> [TASK STATEMENT]:
Pictures excluded, return the lines below from the first through the line holding "import React from 'react';".

> [DATA BLOCK]:
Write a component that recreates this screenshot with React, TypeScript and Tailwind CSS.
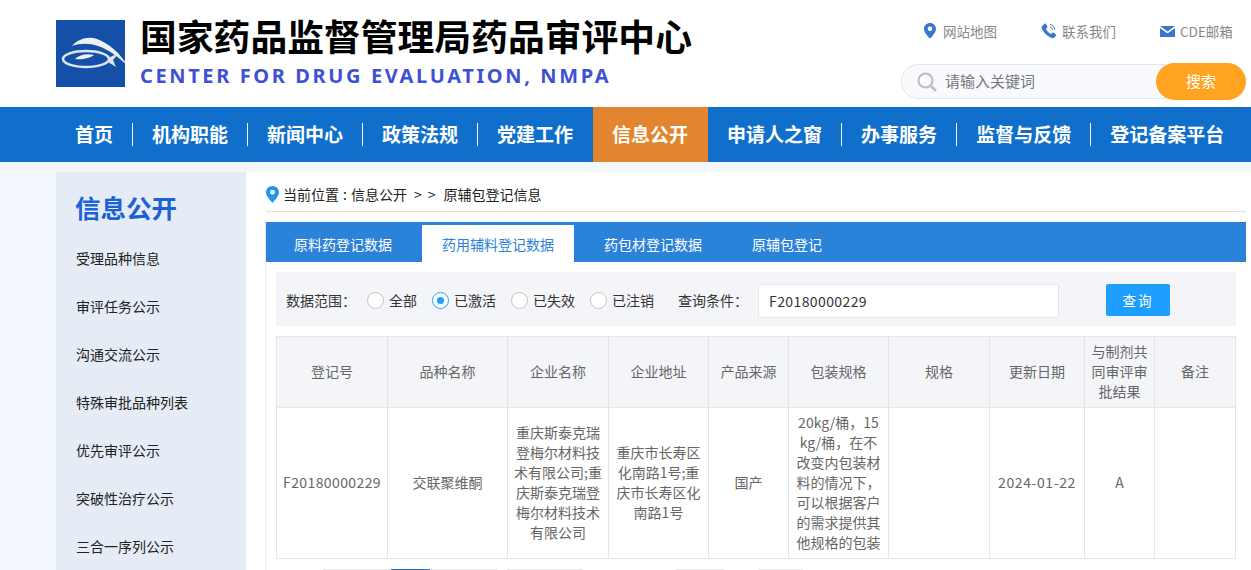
import React from 'react';

const navItems = ['首页', '机构职能', '新闻中心', '政策法规', '党建工作', '信息公开', '申请人之窗', '办事服务', '监督与反馈', '登记备案平台'];
const sideItems = ['受理品种信息', '审评任务公示', '沟通交流公示', '特殊审批品种列表', '优先审评公示', '突破性治疗公示', '三合一序列公示'];
const radios = ['全部', '已激活', '已失效', '已注销'];
const widths = [111, 120, 101, 100, 80, 100, 101, 95, 70, 81];
const companyLines = ['重庆斯泰克瑞', '登梅尔材料技', '术有限公司;重', '庆斯泰克瑞登', '梅尔材料技术', '有限公司'];
const addressLines = ['重庆市长寿区', '化南路1号;重', '庆市长寿区化', '南路1号'];
const packLines = ['20kg/桶，15', 'kg/桶，在不', '改变内包装材', '料的情况下，', '可以根据客户', '的需求提供其', '他规格的包装'];

const Logo: React.FC = () => (
  <svg width="69" height="67" viewBox="0 0 69 67" className="shrink-0 overflow-visible">
    <rect width="69" height="67" fill="#1450a8" />
    <path d="M16 26C22 19 32 16 41 19C52 23 63 32 72 46C62 37 52 29 42 26C33 23 24 23 16 26Z" fill="#eef1f4" />
    <ellipse cx="30" cy="39" rx="23" ry="8" fill="none" stroke="#dfe5ea" strokeWidth="2.500" />
    <path d="M52 38L63 33L57 40L60 47L52 42Z" fill="#dfe5ea" />
    <path d="M19 39C23 35 31 33 38 35C34 38 26 40 19 39Z" fill="#eef1f4" />
  </svg>
);

const Pin: React.FC<{ color: string; size: number }> = ({ color, size }) => (
  <svg width={size} height={size * 1.3} viewBox="0 0 20 26">
    <path fillRule="evenodd" d="M10 0C4.500 0 0 4.400 0 9.800C0 16.500 10 26 10 26S20 16.500 20 9.800C20 4.400 15.500 0 10 0ZM10 13.500A3.800 3.800 0 1 1 10 5.900A3.800 3.800 0 0 1 10 13.500Z" fill={color} />
  </svg>
);

const Phone: React.FC = () => (
  <svg width="16" height="16" viewBox="0 0 16 16">
    <path d="M1 3.200L3.600.800C4 .500 4.500.500 4.800.900L6.400 3.300C6.600 3.700 6.600 4.100 6.200 4.400L5 5.500C5.600 7.800 7.600 10 10 11L11.300 9.700C11.600 9.400 12.100 9.400 12.500 9.600L15 11.400C15.400 11.700 15.400 12.300 15.100 12.600L13.200 14.800C12.800 15.200 12.200 15.400 11.600 15.200C6.400 13.800 1.800 9 .500 4.600C.400 4.100.600 3.600 1 3.200Z" fill="#3a76cf" />
    <path d="M9 1.500C11.500 2 13.500 4 14 6.500M9 4C10.300 4.300 11.300 5.300 11.600 6.500" fill="none" stroke="#3a76cf" strokeWidth="1" />
  </svg>
);

const Mail: React.FC = () => (
  <svg width="15" height="11" viewBox="0 0 15 11">
    <path d="M0 0H15L7.500 5.500Z" fill="#3a76cf" />
    <path d="M0 2L7.500 7.500L15 2V11H0Z" fill="#3a76cf" />
  </svg>
);

const Lines: React.FC<{ lines: string[] }> = ({ lines }) => (
  <>
    {lines.map((l) => (
      <div key={l} className="whitespace-nowrap">{l}</div>
    ))}
  </>
);

const App: React.FC = () => {
  return (
    <div className="h-[570px] w-[1251px] overflow-hidden bg-[#f3f7fe] font-['Noto_Sans_CJK_SC','Noto_Sans',sans-serif]">
      {/* header */}
      <div className="flex h-[107px] justify-between bg-white pl-[56px] pr-[5px]">
        <div className="flex items-start pt-[20px]">
          <Logo />
          <div className="ml-[15px] -mt-[10px]">
            <div className="whitespace-nowrap text-[36.800px] font-bold leading-[50px] text-black">国家药品监督管理局药品审评中心</div>
            <div className="mt-[3px] whitespace-nowrap font-['Noto_Sans',sans-serif] text-[20px] font-bold leading-[26px] tracking-[2.620px] text-[#3f51d3]">CENTER FOR DRUG EVALUATION, NMPA</div>
          </div>
        </div>
        <div className="w-[345px] pt-[22px]">
          <div className="flex h-[18px] items-center text-[13.500px] leading-[18px] text-[#888888]">
            <span className="ml-[23px] flex w-[117px] items-center gap-[7px]"><Pin color="#3a76cf" size={12} /><span>网站地图</span></span>
            <span className="flex w-[119px] items-center gap-[5px]"><Phone /><span>联系我们</span></span>
            <span className="flex items-center gap-[5px]"><Mail /><span>CDE邮箱</span></span>
          </div>
          <div className="mt-[23px] flex items-center">
            <div className="flex h-[35px] w-[265px] items-center rounded-l-full border border-[#e3e5e8] bg-[#f8fafe] pl-[15px]">
              <svg width="20" height="20" viewBox="0 0 20 20">
                <circle cx="8.500" cy="8.500" r="7" fill="none" stroke="#bdbdbd" strokeWidth="2" />
                <path d="M14 14L19 19" stroke="#bdbdbd" strokeWidth="2.500" />
              </svg>
              <span className="ml-[8px] text-[15px] text-[#777777]">请输入关键词</span>
            </div>
            <div className="-ml-[10px] flex h-[37px] w-[90px] items-center justify-center rounded-full bg-[#ffa320] text-[15px] text-white">搜索</div>
          </div>
        </div>
      </div>

      {/* nav */}
      <div className="flex h-[55px] items-center bg-[#0f6fcb] pl-[56px]">
        {navItems.map((item, i) => (
          <div key={item} className={`flex h-full items-center ${item === '信息公开' ? 'bg-[#e3852f]' : ''}`}>
            <span className="-mt-[2px] whitespace-nowrap px-[19px] text-[19px] font-bold leading-none text-white">{item}</span>
            {i < navItems.length - 1 && navItems[i + 1] !== '信息公开' && item !== '信息公开' ? (
              <span className="-mt-[1px] h-[23px] w-px bg-white" />
            ) : (
              <span className="w-px" />
            )}
          </div>
        ))}
      </div>

      {/* body */}
      <div className="mt-[10px] flex pl-[56px]">
        <div className="h-[500px] w-[190px] shrink-0 bg-[#e6ecf5] pl-[20px]">
          <h2 className="-ml-px pt-[17px] text-[25.500px] font-bold leading-[36px] text-[#1c62d6]">信息公开</h2>
          <div className="mt-[9px]">
            {sideItems.map((item) => (
              <div key={item} className="flex h-[48px] items-center text-[14px] text-[#222222]">{item}</div>
            ))}
          </div>
        </div>

        <div className="min-h-[500px] w-[1005px] min-w-0 shrink-0 bg-white pl-[20px] pr-[5px]">
          <div className="flex h-[40px] items-center border-b border-[#e2e2e2] pt-[6px] text-[14px] text-[#222222]">
            <Pin color="#1e96f0" size={13} />
            <span className="ml-[4px]">当前位置</span>
            <span className="mx-[3px] w-[6px] text-center">:</span>
            <span>信息公开</span>
            <span className="ml-[7px]">&gt;</span>
            <span className="ml-[6px]">&gt;</span>
            <span className="ml-[8px]">原辅包登记信息</span>
          </div>

          <div className="-ml-px mt-[10px] border-l border-[#e8edf3]">
            <div className="flex h-[40px] items-end bg-[#2b82d9] text-[14px] leading-none text-white">
              <div className="flex h-[37px] items-center pl-[28px] pr-[30px]">原料药登记数据</div>
              <div className="flex h-[37px] items-center bg-white px-[20px] text-[#2b82d9]">药用辅料登记数据</div>
              <div className="flex h-[37px] items-center pl-[30px] pr-[25px]">药包材登记数据</div>
              <div className="flex h-[37px] items-center pl-[25px]">原辅包登记</div>
            </div>

            <div className="px-[10px] pt-[10px]">
              <div className="flex h-[54px] items-center bg-[#f4f5f9] pl-[10px] pt-[2px] text-[14px] text-[#333333]">
                <span className="w-[81px]">数据范围：</span>
                {radios.map((r, i) => (
                  <span key={r} className="mr-[15px] flex items-center gap-[5px]">
                    <span className={`flex h-[17px] w-[17px] items-center justify-center rounded-full border bg-white ${i === 1 ? 'border-[#1e9fff]' : 'border-[#c4c4c4]'}`}>
                      {i === 1 && <span className="h-[7px] w-[7px] rounded-full bg-[#1e9fff]" />}
                    </span>
                    {r}
                  </span>
                ))}
                <span className="ml-[9px] w-[80px]">查询条件：</span>
                <div className="mt-[2px] flex h-[34px] w-[301px] items-center rounded-[2px] border border-[#e6e6e6] bg-white pl-[10px] text-[14px] tracking-[0.400px] text-[#333333]">F20180000229</div>
                <div className="ml-[47px] flex h-[32px] w-[64px] items-center justify-center rounded-[2px] bg-[#1e9fff] text-[13.500px] tracking-[2px] text-white">查询</div>
              </div>

              <table className="mt-[10px] w-[959px] table-fixed border-collapse text-center text-[14px] leading-[20px] text-[#666666]">
                <colgroup>
                  {widths.map((w, i) => (
                    <col key={i} style={{ width: w }} />
                  ))}
                </colgroup>
                <thead>
                  <tr className="h-[71px] bg-[#f4f5f9] [&>th]:pb-[2px]">
                    {['登记号', '品种名称', '企业名称', '企业地址', '产品来源', '包装规格', '规格', '更新日期'].map((h) => (
                      <th key={h} className="border border-[#e4e6ea] px-[8px] font-normal">{h}</th>
                    ))}
                    <th className="border border-[#e4e6ea] px-[5px] font-normal">与制剂共同审评审批结果</th>
                    <th className="border border-[#e4e6ea] font-normal">备注</th>
                  </tr>
                </thead>
                <tbody>
                  <tr className="h-[151px] [&>td]:pb-[2px]">
                    <td className="border border-[#e4e6ea] tracking-[0.400px]">F20180000229</td>
                    <td className="border border-[#e4e6ea]">交联聚维酮</td>
                    <td className="border border-[#e4e6ea]"><Lines lines={companyLines} /></td>
                    <td className="border border-[#e4e6ea]"><Lines lines={addressLines} /></td>
                    <td className="border border-[#e4e6ea]">国产</td>
                    <td className="border border-[#e4e6ea]"><Lines lines={packLines} /></td>
                    <td className="border border-[#e4e6ea]" />
                    <td className="border border-[#e4e6ea] tracking-[0.600px]">2024-01-22</td>
                    <td className="border border-[#e4e6ea]">A</td>
                    <td className="border border-[#e4e6ea]" />
                  </tr>
                </tbody>
              </table>

              <div className="mt-[10px] flex h-[20px] items-start pl-[47px]">
                <div className="h-[20px] w-[68px] bg-[#e9e9e9]" />
                <div className="h-[20px] w-[39px] bg-[#2b6fc7]" />
                <div className="h-[20px] w-[67px] bg-[#e9e9e9]" />
                <div className="ml-[10px] h-[20px] w-[75px] bg-[#e9e9e9]" />
                <div className="ml-[94px] h-[20px] w-[48px] bg-[#e9e9e9]" />
                <div className="ml-[34px] h-[20px] w-[45px] bg-[#e9e9e9]" />
              </div>
            </div>
          </div>
        </div>
      </div>
    </div>
  );
};

export default App;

> [EXERCISE SOLUTION]:
Write a component that recreates this screenshot with React, TypeScript and Tailwind CSS.
import React from 'react';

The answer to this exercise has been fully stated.